The most affordable setup is a consumer smart TV ($200 to $300) displaying content from a USB drive. Adding an Amazon Fire TV Stick ($30 to $50) enables browser-based content delivery from Google Slides or similar tools. Total investment can be under $300 for a basic single-screen setup.
How long does free digital signage content take to create?
Using Canva templates, a basic promotional slide can be created in 15 to 30 minutes. A full slideshow rotation of 8 to 10 screens typically takes 2 to 4 hours for initial creation. Ongoing updates generally require 30 to 60 minutes per week, depending on how frequently your content changes.
Is free digital signage software secure?
Free cloud-based tools like Google Slides and Canva use enterprise-grade security for their platforms. However, USB-based setups create potential security concerns if flash drives are not properly managed or if consumer devices are connected to your business network without proper segmentation.

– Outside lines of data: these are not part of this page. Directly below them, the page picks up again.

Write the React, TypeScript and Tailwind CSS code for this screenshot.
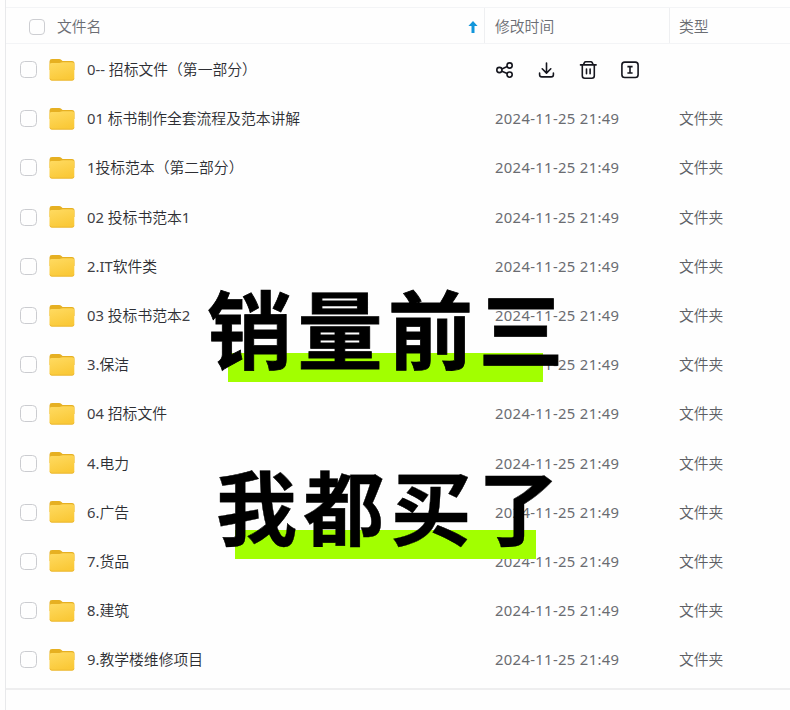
import React from "react";

const DATE = "2024-11-25 21:49";

const FILES = [
  "0-- 招标文件（第一部分）",
  "01 标书制作全套流程及范本讲解",
  "1投标范本（第二部分）",
  "02 投标书范本1",
  "2.IT软件类",
  "03 投标书范本2",
  "3.保洁",
  "04 招标文件",
  "4.电力",
  "6.广告",
  "7.货品",
  "8.建筑",
  "9.教学楼维修项目",
];

// Latin runs are set in the regular weight, Chinese ones a little lighter.
function FileName({ name }: { name: string }) {
  return (
    <span className="ml-3 whitespace-pre pb-px text-[#2d2e33]">
      {name.split(/([\x20-\x7e]+)/).map((part, i) =>
        i % 2 ? (
          <span key={i} className="font-normal text-[#3f4045]">
            {part}
          </span>
        ) : (
          part
        ),
      )}
    </span>
  );
}

function FolderIcon() {
  return (
    <svg className="ml-3 h-6 w-[26px] shrink-0" viewBox="0 0 26 24">
      <defs>
        <linearGradient id="folder" x1="0" y1="0" x2="0.4" y2="1">
          <stop offset="0" stopColor="#ffdb62" />
          <stop offset="1" stopColor="#fac938" />
        </linearGradient>
      </defs>
      <path d="M.5 3.4Q.5 1 3 1h7q1.5 0 2.5 1l1 .9H23q2.5 0 2.5 2.6V12H.5Z" fill="#e6b022" />
      <path d="M.5 7Q.5 5 2.5 5h8q1 0 1.8-.4.7-.4 1.7-.4h9q2.3 0 2.3 2.3v13.8q0 2.2-2.2 2.2H2.7Q.5 22.5 .5 20.3Z" fill="url(#folder)" />
      <path d="M1 20.7q.4 1.5 1.9 1.5h20.2q1.6 0 2-1.5" fill="none" stroke="#e8b22e" strokeWidth=".8" />
    </svg>
  );
}

function Actions() {
  return (
    <div className="flex items-center gap-[22px] text-[#15161e]">
      <svg className="h-5 w-5" viewBox="0 0 20 20" fill="none" stroke="currentColor" strokeWidth="1.6">
        <circle cx="4.4" cy="10" r="2.6" />
        <circle cx="14.6" cy="5.5" r="2.6" />
        <circle cx="14.6" cy="14.6" r="2.6" />
        <path d="m6.9 8.9 5.3-2.4M6.9 11.2l5.3 2.4" />
      </svg>
      <svg className="h-5 w-5" viewBox="0 0 20 20" fill="none" stroke="currentColor" strokeWidth="1.6" strokeLinecap="round" strokeLinejoin="round">
        <path d="M9.5 3v10M5.2 8.8l4.3 4.3 4.3-4.3M2.6 13v1.7q0 2.2 2.2 2.2h9.4q2.2 0 2.2-2.2V13" />
      </svg>
      <svg className="h-5 w-5" viewBox="0 0 20 20" fill="none" stroke="currentColor" strokeWidth="1.6" strokeLinecap="round" strokeLinejoin="round">
        <path d="M1.5 4.9h15.6M4.5 4.5l.9-1.9q.4-.8 1.3-.8h5.2q.9 0 1.3.8l.9 1.9M3.3 5.2v10.5q0 2.5 2.5 2.5h7q2.5 0 2.5-2.5V5.2M7.5 9v4.8M11.1 9v4.8" />
      </svg>
      <svg className="h-5 w-5" viewBox="0 0 20 20" fill="none" stroke="currentColor" strokeWidth="1.6">
        <rect x=".9" y="2.1" width="16.2" height="15.4" rx="2.8" />
        <path d="M6.4 6.6h5.2M6.4 13h5.2M9 6.6V13" />
      </svg>
    </div>
  );
}

function Highlight({ text, box, bar, type }: { text: string; box: string; bar: string; type: string }) {
  return (
    <div className={"absolute " + box}>
      <div className={"absolute bg-[#a2ff00] " + bar} />
      <div className={"relative whitespace-nowrap font-bold text-black " + type}>{text}</div>
    </div>
  );
}

export default function App() {
  return (
    <main className="relative h-[710px] w-[790px] overflow-hidden bg-[#fefefe] pl-[5px] font-['Noto_Sans','Noto_Sans_CJK_SC',sans-serif] text-[14.8px] font-[350]">
      <div className="h-full border-l border-[#e8e9eb] pt-[7px]">
        <header className="flex h-[37px] items-center border-y border-[#f3f4f6] text-[#6b6d73]">
          <div className="flex w-[478px] items-center pl-[23px]">
            <span className="mt-0.5 h-4 w-4 rounded-[4px] border border-[#cdced2]" />
            <span className="ml-3 pt-0.5">文件名</span>
            <svg className="ml-auto mr-[6px] mt-0.5 h-3 w-[10px]" viewBox="0 0 10 12">
              <path d="M5 0 9.6 5H6.5v7h-3V5H.4Z" fill="#1296db" />
            </svg>
          </div>
          <div className="flex h-full w-[185px] items-center border-l border-[#eeeff1] pl-[10px] pt-0.5">修改时间</div>
          <div className="flex h-full flex-1 items-center border-l border-[#eeeff1] pl-[9px] pt-0.5">类型</div>
        </header>
        <div className="flex h-[646px] flex-col border-b-2 border-[#eeeeef] pt-[1px]">
          {FILES.map((name, i) => (
            <div key={name} className="flex h-[49.2px] shrink-0 items-center">
              <div className="flex w-[489px] items-center pl-[14px]">
                <span className="h-[17px] w-[17px] rounded-[4.5px] border border-[#cbccd0]" />
                <FolderIcon />
                <FileName name={name} />
              </div>
              {i === 0 ? (
                <Actions />
              ) : (
                <>
                  <span className="w-[184px] pb-px font-normal tracking-[0.34px] text-[#6a6c71]">{DATE}</span>
                  <span className="pb-px text-[#5c5e64]">文件夹</span>
                </>
              )}
            </div>
          ))}
        </div>
      </div>
      <Highlight
        text="销量前三"
        box="left-[206px] top-[286px]"
        bar="left-[22px] top-[67px] h-[29px] w-[315px]"
        type="text-[85px] leading-[88px] tracking-[5.5px] left-px [-webkit-text-stroke:0.8px_black]"
      />
      <Highlight
        text="我都买了"
        box="left-[216px] top-[464px]"
        bar="left-[19px] top-[66px] h-[29px] w-[301px]"
        type="text-[81px] leading-[88px] tracking-[6.3px] [-webkit-text-stroke:0.4px_black]"
      />
    </main>
  );
}
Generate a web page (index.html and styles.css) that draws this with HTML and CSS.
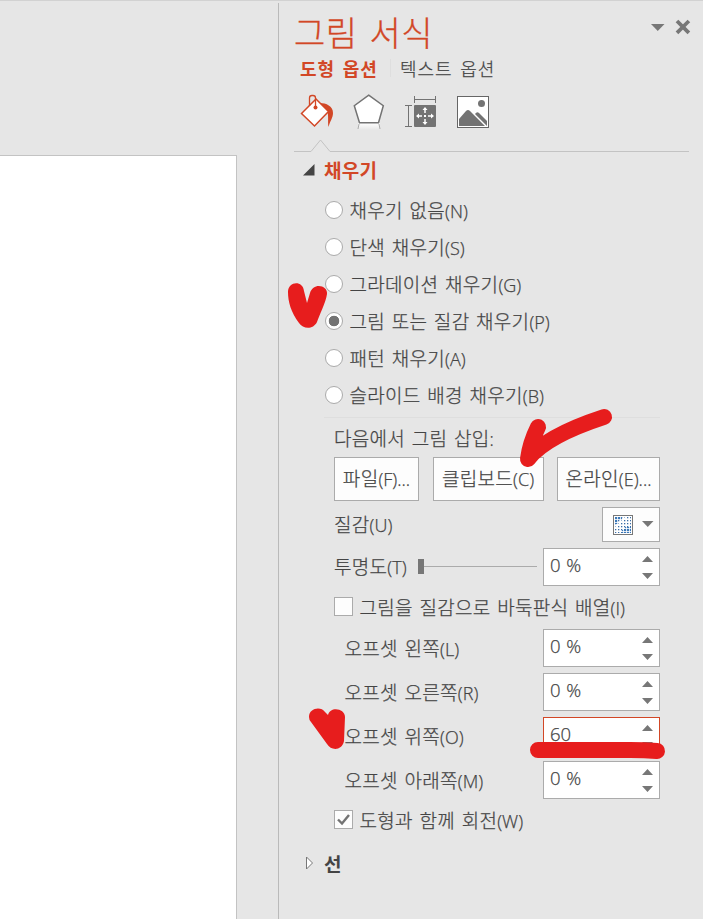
FILE: index.html
```
<!DOCTYPE html>
<html lang="ko">
<head>
<meta charset="utf-8">
<title>그림 서식</title>
<link rel="stylesheet" href="styles.css">
</head>
<body>
<div class="app">
  <div class="workspace"><div class="slide"></div></div>
  <aside class="panel">
    <header class="head">
      <h1>그림 서식</h1>
      <svg class="menu" width="14" height="8"><path d="M0 0H13.500L6.750 7Z" fill="#777"/></svg>
      <svg class="close" width="16" height="16"><path d="M3 3L13 13M13 3L3 13" stroke="#777" stroke-width="4" stroke-linecap="square" transform="translate(.5 .5) scale(.93)"/></svg>
    </header>
    <nav class="tabs"><span class="tab on">도형 옵션</span><span class="tab">텍스트 옵션</span></nav>
    <div class="icons">
      <svg width="195" height="62" viewBox="294 91 195 62">
        <defs><linearGradient id="fade" x1="0" y1="0" x2="0" y2="1"><stop offset="0" stop-color="#fff"/><stop offset="1" stop-color="#e6e6e6"/></linearGradient></defs>
        <path d="M320 103C326 103 333 106 333 113C333 118 330 121 328.500 127C327.500 122 329 115 327 111Z" fill="#d24726"/>
        <path d="M301.500 113.500L316 99L328.500 111.500L314.500 126Z" fill="#fff" stroke="#d24726" stroke-width="1.500"/>
        <path d="M309.500 106V98Q309.500 95.500 312 95.500H313Q315.500 95.500 315.500 98V107" fill="none" stroke="#d24726" stroke-width="1.300"/>
        <circle cx="315.500" cy="107.500" r="2" fill="#d24726"/>
        <path d="M358 123H380V130H358Z" fill="url(#fade)"/>
        <path d="M359 124L358 129M379 124L380 129" stroke="#aaa"/>
        <path d="M368.700 95.200L383.300 105.700L378.500 122.700H359.500L354.300 105.700Z" fill="#fff" stroke="#737373" stroke-width="1.500"/>
        <path d="M414.500 96V103M435.500 96V103M414.500 99.500H435.500M405 105.500H412M405 126.500H412M408.500 105.500V126.500" fill="none" stroke="#737373"/>
        <rect x="414" y="105" width="22" height="22" rx="1" fill="#737373"/>
        <path d="M425 108V113M425 119V124M417 116H422M428 116H433" stroke="#fff" stroke-width="1.500"/>
        <path d="M422.500 110L425 107L427.500 110ZM422.500 122L425 125L427.500 122ZM419 113.500L416 116L419 118.500ZM431 113.500L434 116L431 118.500ZM424 115H426V117H424Z" fill="#fff"/>
        <rect x="457.500" y="96.500" width="31" height="31" fill="#fff" stroke="#666"/>
        <circle cx="481.500" cy="103.500" r="3.500" fill="#737373"/>
        <path d="M459 126V119L466 111Q468 109 470 111L485 126ZM475 114Q477 111 479 113L487 121V126Z" fill="#737373"/>
        <path d="M474 114L486 126" stroke="#fff"/>
      </svg>
    </div>
    <svg class="rule" width="395" height="14"><path d="M0 12.500H17L26.500 1L36 12.500H395" fill="none" stroke="#c3c3c3"/></svg>
    <h2 class="section open"><svg width="12" height="12"><path d="M0 11.500H11.500V0Z" fill="#444"/></svg>채우기</h2>

    <div class="radios">
      <label><span class="radio"></span><span>채우기 없음<i>(N)</i></span></label>
      <label><span class="radio"></span><span>단색 채우기<i>(S)</i></span></label>
      <label><span class="radio"></span><span>그라데이션 채우기<i>(G)</i></span></label>
      <label><span class="radio checked"></span><span>그림 또는 질감 채우기<i>(P)</i></span></label>
      <label><span class="radio"></span><span>패턴 채우기<i>(A)</i></span></label>
      <label><span class="radio"></span><span>슬라이드 배경 채우기<i>(B)</i></span></label>
    </div>

    <div class="options">
      <div class="insert">다음에서 그림 삽입<i>:</i></div>
      <div class="buttons">
        <button class="file"><span>파일<i>(F)...</i></span></button>
        <button class="clip"><span>클립보드<i>(C)</i></span></button>
        <button class="online"><span>온라인<i>(E)...</i></span></button>
      </div>
      <div class="row texture">
        <span>질감<i>(U)</i></span>
        <div class="picker">
          <svg width="20" height="20"><defs><pattern id="dots" width="3" height="3" patternUnits="userSpaceOnUse"><rect width="1.300" height="1.300" fill="#3b6ea8"/></pattern><pattern id="squares" width="3" height="3" patternUnits="userSpaceOnUse"><rect width="2.200" height="2.200" fill="#3b78b8"/></pattern></defs><rect x=".5" y=".5" width="19" height="19" fill="#fff" stroke="#777"/><g transform="translate(2 2)"><path d="M0 0H16V16H0Z" fill="url(#dots)"/><path d="M0 0H7V3H3V7H0ZM16 10V16H7V13H10V10Z" fill="url(#squares)"/><path d="M11 0L0 11" stroke="#fff" stroke-width="1.500"/></g></svg>
          <svg width="12" height="7"><path d="M0 0H11.500L5.750 6Z" fill="#777"/></svg>
        </div>
      </div>
      <div class="row">
        <span>투명도<i>(T)</i></span>
        <div class="slider"><b></b></div>
        <div class="spin"><span>0 %</span><svg width="12" height="24"><path d="M0 6H11L5.500 0ZM0 17H11L5.500 23Z" fill="#777"/></svg></div>
      </div>
      <label class="check"><span class="box"></span><span>그림을 질감으로 바둑판식 배열<i>(I)</i></span></label>
      <div class="row offset"><span>오프셋 왼쪽<i>(L)</i></span><div class="spin"><span>0 %</span><svg width="12" height="24"><path d="M0 6H11L5.500 0ZM0 17H11L5.500 23Z" fill="#777"/></svg></div></div>
      <div class="row offset"><span>오프셋 오른쪽<i>(R)</i></span><div class="spin"><span>0 %</span><svg width="12" height="24"><path d="M0 6H11L5.500 0ZM0 17H11L5.500 23Z" fill="#777"/></svg></div></div>
      <div class="row offset"><span>오프셋 위쪽<i>(O)</i></span><div class="spin active"><span>60</span><svg width="12" height="24"><path d="M0 6H11L5.500 0ZM0 17H11L5.500 23Z" fill="#777"/></svg></div></div>
      <div class="row offset"><span>오프셋 아래쪽<i>(M)</i></span><div class="spin"><span>0 %</span><svg width="12" height="24"><path d="M0 6H11L5.500 0ZM0 17H11L5.500 23Z" fill="#777"/></svg></div></div>
      <label class="check"><span class="box"><svg width="17" height="17"><path d="M3 8.500L7 12.500L14 4" fill="none" stroke="#737373" stroke-width="2.400"/></svg></span><span>도형과 함께 회전<i>(W)</i></span></label>
    </div>
    <h2 class="section closed"><svg width="10" height="14"><path d="M2.500 1V13L8.500 7Z" fill="#fff" stroke="#777"/></svg>선</h2>
  </aside>
  <svg class="marks" width="703" height="919">
    <g fill="#e71d1d">
      <path d="M288 292C288 281 303 280 304 291L307 303L310 293C313 282 328 285 327 294C326 302 319 316 317 322C313 330 303 329 299 323C291 312 288 302 288 292Z"/>
      <path d="M309 717C309 708 321 706 325 712L328 715C330 706 345 708 345 717L344 741C342 751 331 751 327 744L311 722Q309 720 309 717Z"/>
      <path d="M536 440L548 436L535 460Z"/>
    </g>
    <g fill="none" stroke="#e71d1d" stroke-width="16" stroke-linecap="round" stroke-linejoin="round">
      <path d="M538 427Q530 443 528 459Q546 436 604 417"/>
      <path d="M538 750H630Q645 750 657 751"/>
    </g>
  </svg>
</div>
</body>
</html>
```

FILE: styles.css
```
* { box-sizing: border-box; }
body {
  margin: 0;
  background: #e6e6e6;
  color: #444;
  font-family: "Noto Sans CJK KR", sans-serif;
  font-size: 19px;
  font-weight: 300;
  line-height: 1;
  -webkit-text-stroke: .25px;
}
.app {
  position: relative;
  display: flex;
  width: 703px;
  height: 919px;
  overflow: hidden;
  border-top: 1px solid #d2d2d2;
}
.workspace { width: 278px; padding-top: 154px; }
.slide {
  width: 237px;
  height: 764px;
  background: #fff;
  border: solid #c3c3c3;
  border-width: 1px 1px 0 0;
}
.panel {
  width: 425px;
  margin-top: 2px;
  border-left: 1px solid #bababa;
  padding-left: 15px;
  white-space: nowrap;
}
i {
  font: 300 18px/1 "Open Sans", "Noto Sans", sans-serif;
  letter-spacing: 0;
}
h1, h2 { margin: 0; -webkit-text-stroke: 0; }
.head { display: flex; height: 53px; align-items: flex-start; }
h1 {
  width: 357px;
  padding-top: 12px;
  color: #d24726;
  font-size: 34px;
  font-weight: 300;
  letter-spacing: .5px;
  word-spacing: 2px;
  -webkit-text-stroke: .3px;
}
.menu { margin-top: 21px; }
.close { margin: 16px 0 0 10px; }
.tabs { display: flex; height: 24px; margin-bottom: 2px; align-items: center; padding-left: 6px; font-size: 18px; word-spacing: 2px; letter-spacing: .9px; }
.tab.on { width: 91px; margin-right: 9px; border-right: 1px solid #dedede; color: #d24726; font-weight: 700; -webkit-text-stroke: 0; }
.icons { height: 57px; padding-top: 9px; }
.icons svg { display: block; }
.rule { display: block; position: relative; }
.section { display: flex; align-items: center; font-size: 19px; font-weight: 700; }
.section.open { height: 33px; margin-bottom: 5px; gap: 9px; padding-left: 9px; color: #d24726; letter-spacing: .3px; }
.section.closed { height: 42px; gap: 10px; padding-left: 10px; }
.radios { padding-left: 31px; word-spacing: 1px; letter-spacing: .3px; }
.radios label { display: flex; height: 37px; align-items: center; gap: 6.500px; }
.radio { width: 18px; height: 18px; border: 1px solid #aaa; border-radius: 50%; background: #fff; }
.checked { background: radial-gradient(circle, #737373 5px, #fff 5.600px); }
.options {
  width: 336px;
  margin: 4px 0 0 30px;
  padding-left: 10px;
  border-top: 1px solid #dedede;
  word-spacing: 1px;
  letter-spacing: .3px;
}
.insert { height: 39px; line-height: 40px; }
.buttons { display: flex; justify-content: space-between; }
button {
  height: 44px;
  padding: 0 0 2px;
  border: 1px solid #ababab;
  background: #fdfdfd;
  color: #444;
  font: inherit;
  letter-spacing: inherit;
}
.file { width: 85px; }
.clip { width: 111px; }
.online { width: 103px; }
.row { display: flex; height: 38px; align-items: center; justify-content: space-between; margin-top: 6px; }
.texture { height: 35px; }
.picker { display: flex; width: 58px; height: 35px; align-items: center; gap: 9px; padding-left: 10px; border: 1px solid #ababab; background: #fdfdfd; }
.slider { width: 119px; height: 1px; margin: 0 6px 0 auto; background: #ababab; transform: translateY(-1px); }
.slider b { display: block; width: 6px; height: 15px; margin-top: -7px; background: #777; }
.row > span { padding-bottom: 2px; }
.spin {
  display: flex;
  width: 117px;
  height: 38px;
  align-items: center;
  justify-content: space-between;
  padding: 0 5px 0 6px;
  border: 1px solid #ababab;
  background: #fff;
  font: 300 18.500px/1 "Open Sans", "Noto Sans", sans-serif;
  letter-spacing: 0;
}
.spin svg { margin-top: 2px; }
.spin span { padding-bottom: 4px; }
.spin.active { border-color: #d24726; }
.check { display: flex; height: 43px; align-items: center; gap: 6.500px; padding-bottom: 2px; }
.check + .offset { margin-top: 0; }
.offset { padding-left: 10.500px; }
.offset > span { padding-bottom: 0; }
.box { width: 19px; height: 19px; border: 1px solid #ababab; background: #fdfdfd; }
.box svg { display: block; }
.marks { position: absolute; top: -1px; left: 0; }
```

What is the biggest mistake businesses make with DIY digital signage?
The most common mistake is treating digital signage as a set-it-and-forget-it project. Static content that never changes quickly becomes invisible to repeat visitors. Even with free tools, plan to refresh at least 20 to 30 percent of your content monthly to maintain viewer engagement.
Key Takeaways
- Free tools like Canva, Google Slides, and USB playback can create functional digital signage for single-screen deployments with zero software cost.
- A complete DIY setup can be operational for under $300, though it lacks remote management, scheduling, and analytics.
- The five-step setup process covers goal definition, tool selection, content design, hardware selection, and deployment testing.
- Free solutions hit practical limits within three to six months for most businesses, particularly around content updates and multi-screen management.
- Professional platforms like CrownTV offer cloud management, content scheduling, live data integrations, and commercial-grade hardware for businesses ready to scale.
- Whether free or professional, the key success factor is maintaining a consistent content refresh schedule of at least 20 to 30 percent monthly.